Friday, 19 December 2014
Last updated 27 min ago
Jun 26 2008 | 6:14am ET
Big changes are coming to the hedge fund industry, according to one former honcho, and managers now have to be able to deliver a complete package that cuts across performance, advice, relationships and brand for their investors.
FrontPoint Partners founder Philip Duff told an industry conference in New York that institutions have replaced individuals as principal investors in hedge funds, and the new bosses are demanding scalability, non-correlation and “reputational exposure” from their managers.
“The hedge fund industry hasn’t changed much since the 1960s in terms of its structure and how products are bought and sold, but it’s likely to see significant changes over the next 10 to 15 years,” he said.
According to Duff, the primary drivers of change in the industry include the Financial Accounting Standards Board’s recently-unveiled proposal to require more detailed breakouts of corporate pension fund allocations. The proposal, which covers hedge funds and private equity, will force managers to manage and allocate risks in their portfolios in a more “holistic” fashion.
“Investors are looking for integrated solutions to funding their long-term liabilities as opposed to short-term fixes,” Duff said. “You have to play defense first before you can play offense to avoid the risks of having significant drawdowns.”
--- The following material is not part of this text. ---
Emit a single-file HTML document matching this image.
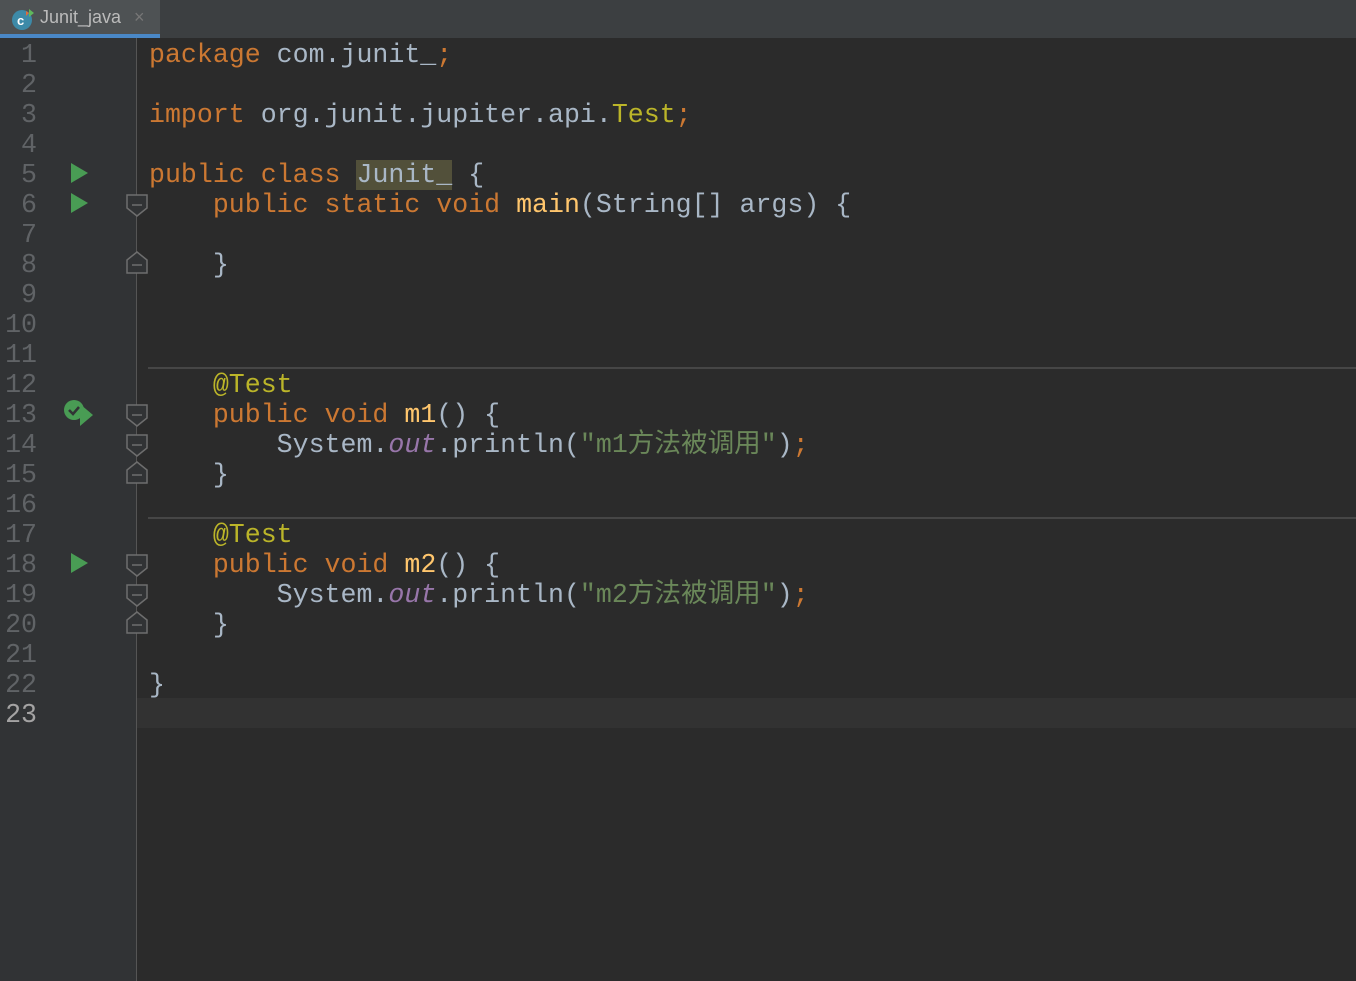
<!DOCTYPE html>
<html><head><meta charset="utf-8"><style>
body{margin:0;width:1356px;height:981px;background:#2b2b2b;overflow:hidden;position:relative;font-family:"Liberation Mono","Noto Sans CJK SC",monospace;}
.tabbar{position:absolute;left:0;top:0;width:1356px;height:38px;background:#3c3f41;}
.tab{position:absolute;left:0;top:0;width:160px;height:34px;background:#4e5254;border-bottom:4px solid #4a88c7;}
.tab span{position:absolute;left:40px;top:7px;font:18px "Liberation Sans",sans-serif;color:#bbbbbb;}
.gutter{position:absolute;left:0;top:38px;width:136px;height:943px;background:#313335;border-right:1px solid #555;}
.cur{position:absolute;left:137px;top:698px;width:1219px;height:30px;background:#323232;}
.ln{position:absolute;left:0;width:37px;text-align:right;font-size:26.6px;line-height:30px;color:#606366;margin-top:2px;}
.l{position:absolute;left:149px;font-size:26.6px;line-height:30px;color:#a9b7c6;white-space:pre;margin-top:2px;}
.k{color:#cc7832}.a{color:#bbb529}.m{color:#ffc66d}.s{color:#6a8759}.o{color:#9876aa;font-style:italic}
.sep{position:absolute;left:148px;width:1208px;height:2px;background:#464646;}
.hl{background:#52503a}
</style></head><body>
<div class="tabbar"><div class="tab">
<svg style="position:absolute;left:11px;top:7px" width="24" height="24"><circle cx="11" cy="13" r="10" fill="#3d8aa8"/><text x="6" y="18" font-family="Liberation Sans" font-size="13" font-weight="bold" fill="#fff">c</text><path d="M18 2l5 4-5 4z" fill="#5fb85c"/><path d="M15 4l3 2-3 3z" fill="#e06c3a"/></svg>
<span>Junit_java</span><span style="left:134px;color:#777">×</span></div></div>
<div class="gutter"></div>
<div class="cur"></div>
<div class="sep" style="top:367px"></div>
<div class="sep" style="top:517px"></div>
<div id="nums"></div>
<script>
let h='';for(let i=1;i<=23;i++){h+=`<div class="ln" style="top:${38+(i-1)*30}px;${i==23?'color:#a4a3a3':''}">${i}</div>`;}
document.getElementById('nums').innerHTML=h;
</script>
<div class="l" style="top:38px"><span class="k">package</span> com.junit_<span class="k">;</span></div>
<div class="l" style="top:98px"><span class="k">import</span> org.junit.jupiter.api.<span class="a">Test</span><span class="k">;</span></div>
<div class="l" style="top:158px"><span class="k">public class</span> <span class="hl">Junit_</span> {</div>
<div class="l" style="top:188px">    <span class="k">public static void</span> <span class="m">main</span>(String[] args) {</div>
<div class="l" style="top:248px">    }</div>
<div class="l" style="top:368px">    <span class="a">@Test</span></div>
<div class="l" style="top:398px">    <span class="k">public void</span> <span class="m">m1</span>() {</div>
<div class="l" style="top:428px">        System.<span class="o">out</span>.println(<span class="s">"m1方法被调用"</span>)<span class="k">;</span></div>
<div class="l" style="top:458px">    }</div>
<div class="l" style="top:518px">    <span class="a">@Test</span></div>
<div class="l" style="top:548px">    <span class="k">public void</span> <span class="m">m2</span>() {</div>
<div class="l" style="top:578px">        System.<span class="o">out</span>.println(<span class="s">"m2方法被调用"</span>)<span class="k">;</span></div>
<div class="l" style="top:608px">    }</div>
<div class="l" style="top:668px">}</div>
<svg style="position:absolute;left:0;top:0" width="160" height="700">
<g fill="#499c54"><path d="M71 163v20l17-10z"/><path d="M71 193v20l17-10z"/><path d="M71 553v20l17-10z"/>
<circle cx="74" cy="410" r="10"/><path d="M80 404v22l13-11z"/></g>
<path d="M69 410l4 4 6-7" stroke="#313335" stroke-width="2.5" fill="none"/>
<g stroke="#6e6e6e" stroke-width="1.5" fill="#313335">
<path d="M127 195h20v13l-10 8-10-8z"/><path d="M127 273h20v-13l-10-8-10 8z"/>
<path d="M127 405h20v13l-10 8-10-8z"/><path d="M127 435h20v13l-10 8-10-8z"/><path d="M127 483h20v-13l-10-8-10 8z"/>
<path d="M127 555h20v13l-10 8-10-8z"/><path d="M127 585h20v13l-10 8-10-8z"/><path d="M127 633h20v-13l-10-8-10 8z"/>
</g>
<g stroke="#6e6e6e" stroke-width="1.5"><path d="M132 205h10M132 265h10M132 415h10M132 445h10M132 475h10M132 565h10M132 595h10M132 625h10"/></g>
<g stroke="#3f3f3f" stroke-width="1.5"><path d="M208 430v26M208 580v26"/></g>
</svg>
</body></html>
Other factors, such as pension funds’ recognition of the magnitude of their asset/liability gaps (88 of the top 100 public plans, and 72 of the top 100 corporate plans, are currently underfunded) and increasing regulation are also going to be significant catalysts for change.
And a hedge fund that manages $500 million to $1 billion may be interesting for individual investors, but the do “absolutely nothing” for institutional investors, making a scalable business vital to survival.
Duff advised managers to take advantage of non-correlated diversification in the financial markets, know what they own and owe in their portfolios, have independent funding in terms of securities and cash borrowing, develop a “customer acquisition” strategy, and be able to dispense advice to investors because “large investors are raising their hands for help in the current environment.”